Father Stephen Harney is accustomed to providing solace to his poor Venezuelan parishioners who struggle to survive. But these days its the middle-class and wealthy families forced to pay protection money to the FARC, Colombia's main rebels, who knock on his door for guidance.

The 74-year-old Rosminian priest says the leftist guerrillas are increasingly taking extortion money from his flock in El Llanito, a small community outside of San Cristóbal, the capital of the Venezuelan state of the Táchira. Those who fail to pay up, he says, are either kidnapped for ransom or executed by local assassins hired by the Revolutionary Armed Forces of Colombia (FARC).

"There's nothing sadder than the kidnappings and the paid killers. It's very much a problem," says the Irish priest, seated in a small armchair in the Rosminian center, which is just an hour's drive from the Colombian border. The Rosminians are a Roman Catholic charitable order, founded in 1828.
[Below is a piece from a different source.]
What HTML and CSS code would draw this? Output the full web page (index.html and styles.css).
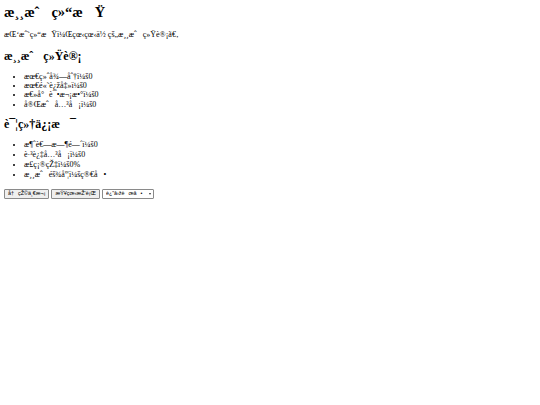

In the past six years, FARC representatives have been operating more openly, stepping up extortions and kidnappings, confirmed a San Cristóbal police officer who handles complaints from local businesses. He refused to be identified, he said, because corrupt police and military authorities are also said to be involved in drug trafficking activities with the Colombian irregulars.
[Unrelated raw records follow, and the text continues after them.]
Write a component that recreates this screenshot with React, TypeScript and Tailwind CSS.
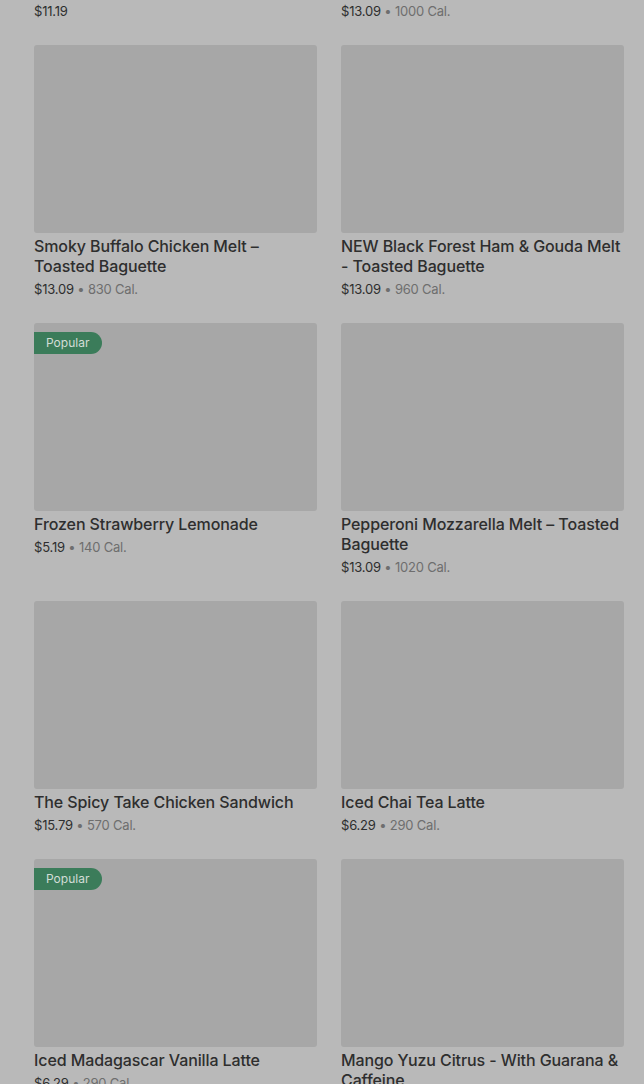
const items = [
    { title: "Smoky Buffalo Chicken Melt – Toasted Baguette", price: "$13.09", cal: "830 Cal." },
    { title: "NEW Black Forest Ham & Gouda Melt - Toasted Baguette", price: "$13.09", cal: "960 Cal." },
    { title: "Frozen Strawberry Lemonade", price: "$5.19", cal: "140 Cal.", popular: true },
    { title: "Pepperoni Mozzarella Melt – Toasted Baguette", price: "$13.09", cal: "1020 Cal." },
    { title: "The Spicy Take Chicken Sandwich", price: "$15.79", cal: "570 Cal." },
    { title: "Iced Chai Tea Latte", price: "$6.29", cal: "290 Cal." },
    { title: "Iced Madagascar Vanilla Latte", price: "$6.29", cal: "290 Cal.", popular: true },
    { title: "Mango Yuzu Citrus - With Guarana & Caffeine", price: "$6.29", cal: "90 Cal." },
]

const PriceLine = ({ price, cal }: { price: string; cal?: string }) => (
    <div className="text-[13px] leading-5 tracking-[-0.2px]">
        <span className="text-[#2e2e2e]">{price}</span>
        {cal && (
            <>
                <span className="text-[#6e6e6e]"> • </span>
                <span className="text-[#6e6e6e]">{cal}</span>
            </>
        )}
    </div>
)

export default function App() {
    return (
        <div
            className="h-[1084px] overflow-hidden bg-[#b9b9b9] pl-[34px] pr-[20px] pt-px"
            style={{ fontFamily: "Inter, 'Liberation Sans', sans-serif" }}
        >
            <div className="grid grid-cols-2 gap-x-6 gap-y-6">
                <PriceLine price="$11.19" />
                <PriceLine price="$13.09" cal="1000 Cal." />
                {items.map((item) => (
                    <div key={item.title} className="flex flex-col">
                        <div className="relative h-[188px] rounded-[3px] bg-[#a7a7a7]">
                            {item.popular && (
                                <div className="absolute left-0 top-[9px] flex h-[22px] items-center rounded-r-full bg-[#3b7c5a] pl-3 pr-[13px] text-[12px] text-[#d3ddd7]">
                                    Popular
                                </div>
                            )}
                        </div>
                        <div className="mt-[3px] text-[16px] font-medium leading-5 tracking-[-0.1px] text-[#2e2e2e]">
                            {item.title}
                        </div>
                        <div className="mt-[3px]">
                            <PriceLine price={item.price} cal={item.cal} />
                        </div>
                    </div>
                ))}
            </div>
        </div>
    )
}
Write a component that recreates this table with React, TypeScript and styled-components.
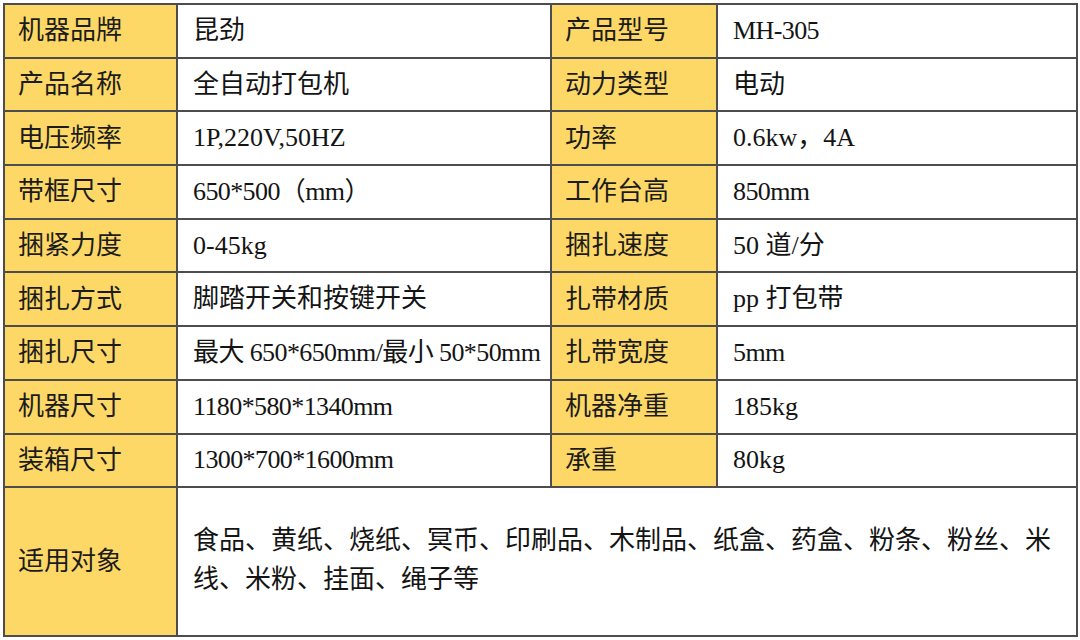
import React from 'react';
import styled, { createGlobalStyle } from 'styled-components';

const GlobalStyle = createGlobalStyle`
    html, body {
        margin: 0;
        padding: 0;
        background: #fff;
    }

    body {
        padding: 3px 0 0 3px;
        font-family: 'Noto Sans CJK SC', sans-serif;
    }
`;

const Sheet = styled.div`
    background: #4d4d4d;
    display: grid;
    gap: 2px;
    grid-template-columns: 171px 372px 164px 358px;
    grid-template-rows: repeat(9, 51.7px) 147px;
    padding: 2px;
    width: max-content;
`;

const LabelCell = styled.div`
    align-items: center;
    background: #fdd867;
    box-sizing: border-box;
    color: #1c1c1c;
    display: flex;
    font-family: 'Noto Sans CJK SC', sans-serif;
    font-size: 26px;
    line-height: 1;
    padding: 0 0 5px 13px;
`;

const ValueCell = styled.div<{ wide?: boolean; tight?: boolean }>`
    align-items: center;
    background: #fff;
    box-sizing: border-box;
    color: #141414;
    display: flex;
    font-family: 'Liberation Serif', 'Noto Sans CJK SC', serif;
    font-size: 26px;
    letter-spacing: ${props => (props.tight ? '-0.6px' : 'normal')};
    line-height: ${props => (props.wide ? '38.5px' : '1')};
    padding: 0 15px;
    white-space: ${props => (props.wide ? 'normal' : 'nowrap')};
    ${props => (props.wide ? 'grid-column: span 3; padding-bottom: 2px;' : '')}
`;

const SPECS: Array<[string, string, string, string]> = [
    ['机器品牌', '昆劲', '产品型号', 'MH-305'],
    ['产品名称', '全自动打包机', '动力类型', '电动'],
    ['电压频率', '1P,220V,50HZ', '功率', '0.6kw，4A'],
    ['带框尺寸', '650*500（mm）', '工作台高', '850mm'],
    ['捆紧力度', '0-45kg', '捆扎速度', '50 道/分'],
    ['捆扎方式', '脚踏开关和按键开关', '扎带材质', 'pp 打包带'],
    ['捆扎尺寸', '最大 650*650mm/最小 50*50mm', '扎带宽度', '5mm'],
    ['机器尺寸', '1180*580*1340mm', '机器净重', '185kg'],
    ['装箱尺寸', '1300*700*1600mm', '承重', '80kg'],
];

const USES = '食品、黄纸、烧纸、冥币、印刷品、木制品、纸盒、药盒、粉条、粉丝、米线、米粉、挂面、绳子等';

// values with lots of latin letters run wider than the original's half-width glyphs
const isTight = (value: string) => value.includes('mm') || value.startsWith('MH');

export default function App() {
    return (
        <>
            <GlobalStyle />
            <Sheet>
                {SPECS.map(([labelA, valueA, labelB, valueB]) => (
                    <React.Fragment key={labelA}>
                        <LabelCell>{labelA}</LabelCell>
                        <ValueCell tight={isTight(valueA)}>{valueA}</ValueCell>
                        <LabelCell>{labelB}</LabelCell>
                        <ValueCell tight={isTight(valueB)}>{valueB}</ValueCell>
                    </React.Fragment>
                ))}
                <LabelCell>适用对象</LabelCell>
                <ValueCell wide>{USES}</ValueCell>
            </Sheet>
        </>
    );
}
Top Venezuelan police officials in San Cristóbal said they were not available for interviews.

The Colombian military's efforts to drive the leftist guerrillas from its eastern region during the past 44 years have pushed the guerrillas into the mountains and jungles on the border with Venezuela. Colombian officials claim that FARC rebels operate from bases in Venezuela and Ecuador. A March 1 raid on a FARC camp in Ecuador killed the No. 2 rebel commander, Raul Reyes.

Venezuelan President Hugo Chávez has sent mixed signals on the FARC. Five months ago, he called on the US and Europe to take the FARC off their lists of "terrorist" groups. Mr. Chávez has denied that there are any FARC bases in his country. But earlier this week, in an abrupt turnaround, Chávez distanced himself from the FARC, calling on the rebels to end their struggle and surrender their hostages in "exchange for nothing."

"The guerrilla war is history," Chávez said Sunday, during his weekly television and radio program. "At this moment in Latin America, an armed guerrilla movement is out of place."

But in the state of Táchira, opposition politician Leomagno Flores says that "Chávez gives protection to these Colombian guerrillas. The relationship with Chávez and FARC is not only in the computer of Raul Reyes – it's here."

Laptop computers found by the Colombian military in the March 1 raid in Ecuador revealed close ties between Chávez and the Marxist guerrillas, according to Colombian officials. Documents indicated that Chávez had supplied the rebels with weapons and given them a $300 million loan. Chávez has consistently denied such claims.